Etch160<-c(575,542,530,539,570)
Etch180<-c(565,593,590,579,610)
Etch200<-c(600,651,610,637,629)
Etch220<-c(725,700,715,685,710)

response<-c(Etch160,Etch180,Etch200,Etch220)

dataframe<-data.frame(response,data)

dataframe$data <- factor(dataframe$data)

t <- aov(response ~ data,data=dataframe)

summary(t)

Your first mistake was in mis-specifying the formula used inside the aov() function. This formula is of the form outcome ~ factor. In your case, the factor is RF Power - this factor has 4 levels, hence the 4 - 1 = 3 degrees of freedom listed next to it in the anova table. The 4 levels are 160, 180, 200 and 220.

Your second mistake was in not converting the RF Power variable (which you called "data") to a factor using the factor() function.

Addendum:

To check the normality assumption for the one-way ANOVA analysis you performed, simply use the R code below:

t <- aov(response ~ data,data=dataframe)

r <- residuals(t) 

par(mfrow=c(1,3))
hist(r, main="Histogram of Residuals", xlab="Residual") 
plot(density(r), main="Density Plot of Residuals")
qqnorm(r, main="Normal Quantile-Quantile Plot \nof Residuals")
qqline(r)

This code will produce the histogram of the residuals, the density plot of the residuals and the normal quantile-quantile plot of the residuals. You can examine these plots to see if the residuals look like they come from a normal distribution.
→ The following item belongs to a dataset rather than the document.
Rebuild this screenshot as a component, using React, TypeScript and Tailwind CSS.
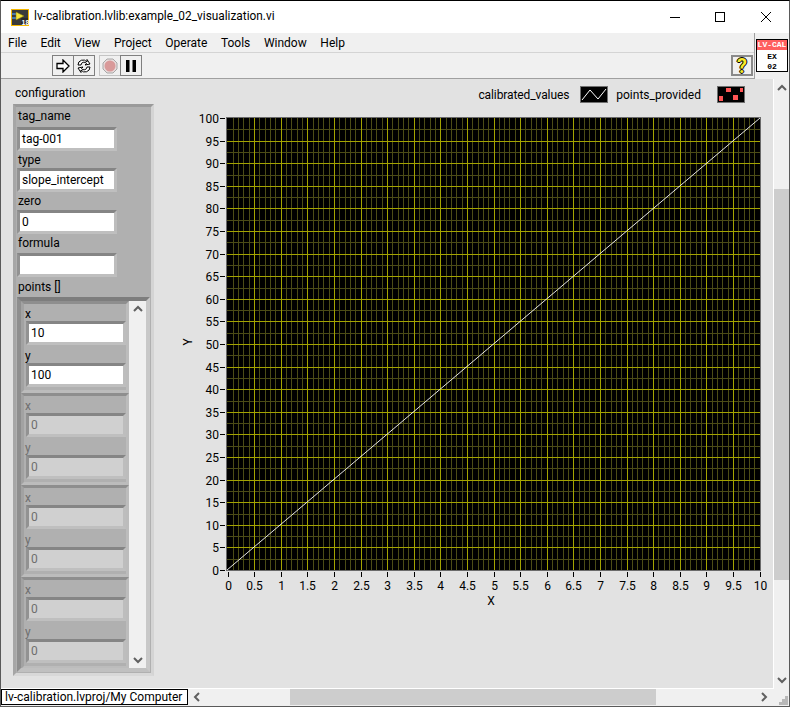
const menus = ["File", "Edit", "View", "Project", "Operate", "Tools", "Window", "Help"];
const yLabels = Array.from({ length: 21 }, (_, i) => i * 5);
const xLabels = Array.from({ length: 21 }, (_, i) => i * 0.5);

const PX0 = 227.5;
const PX = 26.6;
const PY0 = 570;
const PY = 22.6;

function Field({ value, disabled }: { value: string; disabled?: boolean }) {
  return (
    <div className="h-6 w-[100px] border-[3px] border-t-[#858585] border-l-[#929292] border-r-[#bdbdbd] border-b-[#bfbfbf]">
      <div
        className={
          disabled
            ? "h-full bg-[#d0d0d0] pl-0.5 text-[#6e6e6e] leading-[18px]"
            : "h-full bg-white pl-0.5 text-black leading-[18px]"
        }
      >
        {value}
      </div>
    </div>
  );
}

function PointRow({ x, y, disabled }: { x: string; y: string; disabled?: boolean }) {
  return (
    <div className="h-[92px] shrink-0 border-[3px] border-t-[#8e8e8e] border-l-[#a2a2a2] border-r-[#bcbcbc] border-b-[#bcbcbc] bg-[#b0b0b0] pt-[2px]">
      <div className={disabled ? "h-[15px] pl-px leading-[17px] text-[#6e6e6e]" : "h-[15px] pl-px leading-[17px]"}>x</div>
      <div className="ml-0.5">
        <Field value={x} disabled={disabled} />
      </div>
      <div className={disabled ? "mt-[3px] h-[15px] pl-px leading-[17px] text-[#6e6e6e]" : "mt-[3px] h-[15px] pl-px leading-[17px]"}>y</div>
      <div className="ml-0.5">
        <Field value={y} disabled={disabled} />
      </div>
    </div>
  );
}

function Chevron({ dir }: { dir: "up" | "down" | "left" | "right" }) {
  const points = {
    up: "1,6 5,2 9,6",
    down: "1,2 5,6 9,2",
    left: "6,1 2,5 6,9",
    right: "2,1 6,5 2,9",
  }[dir];
  const box = dir === "up" || dir === "down" ? "0 0 10 8" : "0 0 8 10";
  const size = dir === "up" || dir === "down" ? "h-2 w-2.5" : "h-2.5 w-2";
  return (
    <svg viewBox={box} className={size}>
      <polyline points={points} fill="none" stroke="#606060" strokeWidth="2" />
    </svg>
  );
}

function WindowIcon() {
  return (
    <svg viewBox="0 0 18 17" className="h-[17px] w-[18px]">
      <rect x="0.5" y="0.5" width="17" height="16" fill="#3a3a3a" stroke="#f5b800" />
      <path d="M1 5h5M1 9h5" stroke="#4a8fd8" strokeWidth="1.5" />
      <path d="M5 3l8 4-8 4z" fill="#f2e33c" stroke="#8a7a00" strokeWidth="0.5" />
      <rect x="10" y="9" width="7" height="7" fill="#2a2a2a" />
      <text x="10.5" y="15.5" fontSize="7" fontWeight="700" fill="#ffffff" fontFamily="Liberation Sans, sans-serif">
        18
      </text>
    </svg>
  );
}

function TitleBar() {
  return (
    <div className="flex h-8 shrink-0 items-center bg-white pl-[10px]">
      <WindowIcon />
      <span className="ml-[5px] text-[11.85px] text-black">lv-calibration.lvlib:example_02_visualization.vi</span>
      <div className="ml-auto flex items-center">
        <svg viewBox="0 0 10 10" className="h-2.5 w-2.5">
          <path d="M0 5.5h10" stroke="#000" />
        </svg>
        <svg viewBox="0 0 10 10" className="ml-[35px] h-2.5 w-2.5">
          <rect x="0.5" y="0.5" width="9" height="9" fill="none" stroke="#000" />
        </svg>
        <svg viewBox="0 0 10 10" className="mr-[18px] ml-[36px] h-2.5 w-2.5">
          <path d="M0 0l10 10M10 0L0 10" stroke="#000" />
        </svg>
      </div>
    </div>
  );
}

function ToolButton({ children, light, className }: { children: React.ReactNode; light?: boolean; className?: string }) {
  return (
    <div
      className={`flex h-[21px] w-[22px] items-center justify-center border ${
        light ? "border-[#c4c4c4]" : "border-[#7f7f7f]"
      } ${className ?? ""}`}
    >
      {children}
    </div>
  );
}

function Toolbar() {
  return (
    <div className="relative shrink-0 bg-[#f0f0f0]">
      <div className="flex h-5 items-center gap-[13.6px] border-b border-[#d4d4d4] pl-[7px] text-[12px]">
        {menus.map((m) => (
          <span key={m}>{m}</span>
        ))}
      </div>
      <div className="flex h-[26px] items-center border-b border-[#a0a0a0] pl-[51px]">
        <ToolButton>
          <svg viewBox="0 0 16 14" className="h-3.5 w-4">
            <path d="M2 4.5h6V1l6 6-6 6V9.5H2z" fill="#fff" stroke="#000" strokeWidth="1.3" />
          </svg>
        </ToolButton>
        <ToolButton className="-ml-px">
          <svg viewBox="0 0 18 16" className="h-4 w-[18px]">
            <path d="M3 7a5 5 0 0 1 9-3V1.5l3 4.5-5 1 1.5-1.5A3 3 0 0 0 6 7z" fill="#fff" stroke="#000" strokeWidth="1" />
            <path d="M15 9a5 5 0 0 1-9 3v2.5L3 10l5-1-1.5 1.5A3 3 0 0 0 12 9z" fill="#fff" stroke="#000" strokeWidth="1" />
          </svg>
        </ToolButton>
        <ToolButton light className="ml-[4px]">
          <svg viewBox="0 0 16 16" className="h-4 w-4">
            <path d="M5 1h6l4 4v6l-4 4H5l-4-4V5z" fill="#e8dcdc" stroke="#a8a8a8" />
            <circle cx="8" cy="8" r="5.5" fill="#d99a9a" />
          </svg>
        </ToolButton>
        <ToolButton className="-ml-px">
          <svg viewBox="0 0 12 12" className="h-3 w-3">
            <rect x="1" y="0" width="3.5" height="12" fill="#000" />
            <rect x="7.5" y="0" width="3.5" height="12" fill="#000" />
          </svg>
        </ToolButton>
        <div className="ml-auto mr-[36px] flex h-[21px] w-[22px] items-center justify-center border-2 border-[#8a8a8a]">
          <span className="text-[20px] leading-none font-bold text-[#f7e82a] [text-shadow:1px_0_#000,-1px_0_#000,0_1px_#000,0_-1px_#000]">?</span>
        </div>
      </div>
      {/* VI icon sits over the menu and tool bars */}
      <div className="absolute top-0 right-0 h-[46px] w-[35px] border-l border-[#a0a0a0] bg-[#f0f0f0]">
        <div className="mt-[6px] ml-[1px] h-[33px] w-8 border border-black bg-white font-['Liberation_Mono',monospace] text-[8px] leading-[10px] font-bold">
          <div className="h-2.5 bg-[#ff5f5f] text-center text-white">LV-CAL</div>
          <div className="mt-[2px] text-center text-black">EX</div>
          <div className="mt-0 text-center text-black">02</div>
        </div>
      </div>
    </div>
  );
}

function ConfigCluster() {
  const label = "h-4 pl-0.5 leading-4";
  return (
    <div className="h-[572px] border-[3px] border-t-[#9a9a9a] border-l-[#a6a6a6] border-r-[#d4d4d4] border-b-[#d8d8d8] bg-[#b0b0b0] text-black">
      <div className={`mt-[1px] ${label}`}>tag_name</div>
      <div className="mt-[3px] ml-px">
        <Field value="tag-001" />
      </div>
      <div className={`mt-[1px] ${label}`}>type</div>
      <div className="ml-px">
        <Field value="slope_intercept" />
      </div>
      <div className={`mt-[1px] ${label}`}>zero</div>
      <div className="mt-[1px] ml-px">
        <Field value="0" />
      </div>
      <div className={`mt-[1px] ${label}`}>formula</div>
      <div className="mt-[2px] ml-px">
        <Field value="" />
      </div>
      <div className={`mt-[2px] ${label}`}>points []</div>
      <div className="mt-[2px] ml-px flex h-[375px] w-[133px] border-4 border-t-[#7d7d7d] border-l-[#8e8e8e] border-r-[#c8c8c8] border-b-[#c0c0c0] bg-[#a8a8a8]">
        <div className="flex h-full w-[108px] flex-col overflow-hidden">
          <PointRow x="10" y="100" />
          <PointRow x="0" y="0" disabled />
          <PointRow x="0" y="0" disabled />
          <PointRow x="0" y="0" disabled />
        </div>
        <div className="flex flex-1 flex-col items-center justify-between bg-[#f0f0f0] py-1">
          <Chevron dir="up" />
          <Chevron dir="down" />
        </div>
      </div>
    </div>
  );
}

function Plot() {
  const minorX = Array.from({ length: 101 }, (_, i) => PX0 + (i * PX) / 5).filter((_, i) => i % 5 !== 0);
  const minorY = Array.from({ length: 20 }, (_, i) => PY0 - PY / 2 - i * PY);
  const labelClass = "fill-black text-[12px]";
  return (
    <svg viewBox="170 103 602 510" className="h-[510px] w-[602px]">
      <rect x="226.5" y="117.5" width="534" height="453" fill="#000" stroke="#6a6a6a" />
      {minorX.map((x) => (
        <path key={x} d={`M${Math.round(x) + 0.5} 118V570`} stroke="#4c4c16" />
      ))}
      {minorY.map((y) => (
        <path key={y} d={`M227 ${Math.round(y) + 0.5}H760`} stroke="#4c4c16" />
      ))}
      {xLabels.slice(1, -1).map((_, i) => (
        <path key={i} d={`M${Math.round(PX0 + (i + 1) * PX) + 0.5} 118V570`} stroke="#a4a400" />
      ))}
      {yLabels.slice(1, -1).map((_, i) => (
        <path key={i} d={`M227 ${Math.round(PY0 - (i + 1) * PY) + 0.5}H760`} stroke="#a4a400" />
      ))}
      <path d="M227 570L760 118" stroke="#fff" strokeWidth="0.9" />
      {yLabels.map((v, i) => {
        const y = Math.round(PY0 - i * PY) + 0.5;
        return (
          <g key={v}>
            <path d={`M220 ${y}H225`} stroke="#000" />
            <text x="219" y={y + 4} textAnchor="end" className={labelClass}>
              {v}
            </text>
          </g>
        );
      })}
      {xLabels.map((v, i) => {
        const x = Math.round(PX0 + i * PX) + 0.5;
        return (
          <g key={v}>
            <path d={`M${x} 572V577`} stroke="#000" />
            <text x={x} y="590" textAnchor="middle" className={labelClass}>
              {v}
            </text>
          </g>
        );
      })}
      <text x="491" y="605" textAnchor="middle" className={labelClass}>
        X
      </text>
      <text transform="translate(192 342) rotate(-90)" textAnchor="middle" className={labelClass}>
        Y
      </text>
    </svg>
  );
}

function Legend() {
  return (
    <div className="mr-[27px] flex h-[17px] items-center justify-end text-black">
      <span className="tracking-[-0.1px]">calibrated_values</span>
      <svg viewBox="0 0 28 17" className="ml-[11px] h-[17px] w-7">
        <rect x="0.5" y="0.5" width="27" height="16" fill="#000" stroke="#707070" />
        <path d="M2 14L10 4l8 9 8-10" fill="none" stroke="#fff" />
      </svg>
      <span className="ml-2">points_provided</span>
      <svg viewBox="0 0 28 17" className="ml-4 h-[17px] w-7">
        <rect x="0.5" y="0.5" width="27" height="16" fill="#000" stroke="#707070" />
        <rect x="9" y="2" width="5" height="4" fill="#f55" />
        <rect x="23" y="2" width="3" height="4" fill="#f55" />
        <rect x="2" y="10" width="4" height="5" fill="#f55" />
        <rect x="16" y="9" width="5" height="5" fill="#f55" />
      </svg>
    </div>
  );
}

export default function App() {
  return (
    <div className="flex h-[707px] w-[790px] flex-col overflow-hidden border border-[#5a5a5a] border-t-black bg-[#f0f0f0] font-['Roboto',sans-serif] text-[12px] text-black">
      <TitleBar />
      <Toolbar />
      <div className="flex min-h-0 flex-1">
        <div className="flex flex-1 flex-col">
          <div className="flex h-[610px] border-r border-b border-white bg-[#e2e2e2]">
            <div className="ml-3 w-[141px] shrink-0">
              <div className="h-[25px] pt-1.5 pl-0.5 leading-4">configuration</div>
              <ConfigCluster />
            </div>
            <div className="ml-4 w-[602px]">
              <div className="pt-[7px]">
                <Legend />
              </div>
              <Plot />
            </div>
          </div>
          <div className="flex h-4 items-center">
            <div className="flex h-4 w-[187px] items-center border border-black bg-white pl-[3px] leading-none whitespace-nowrap">
              lv-calibration.lvproj/My Computer
            </div>
            <div className="ml-[5px]">
              <Chevron dir="left" />
            </div>
            <div className="ml-[89px] h-4 w-[366px] bg-[#cdcdcd]" />
            <div className="ml-auto mr-1.5">
              <Chevron dir="right" />
            </div>
          </div>
        </div>
        <div className="flex w-[15px] shrink-0 flex-col items-center">
          <div className="mt-[5px]">
            <Chevron dir="up" />
          </div>
          <div className="mt-[97px] h-[391px] w-full bg-[#cdcdcd]" />
          <div className="mt-[96px]">
            <Chevron dir="down" />
          </div>
          <svg viewBox="0 0 9 9" className="mt-[12px] ml-1 h-[9px] w-[9px]">
            <path d="M6 0h3v3H6zM3 3h3v3H3zM6 3h3v3H6zM0 6h3v3H0zM3 6h3v3H3zM6 6h3v3H6z" fill="#b8b8b8" />
          </svg>
        </div>
      </div>
    </div>
  );
}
Rather than using aov() to conduct the one-way ANOVA, you could use the lm() command as follows:

m <- lm(response ~ data,data=dataframe)

anova(m) 

Then you could check the normality assumption for your linear model like so:

r <- residuals(m) 

par(mfrow=c(1,3))
hist(r, main="Histogram of Residuals", xlab="Residual") 
plot(density(r), main="Density Plot of Residuals")
qqnorm(r, main="Normal Quantile-Quantile Plot \nof Residuals")
qqline(r)

So both aov() and lm() use the same syntax in the case of one-way ANOVA: outcome ~ factor.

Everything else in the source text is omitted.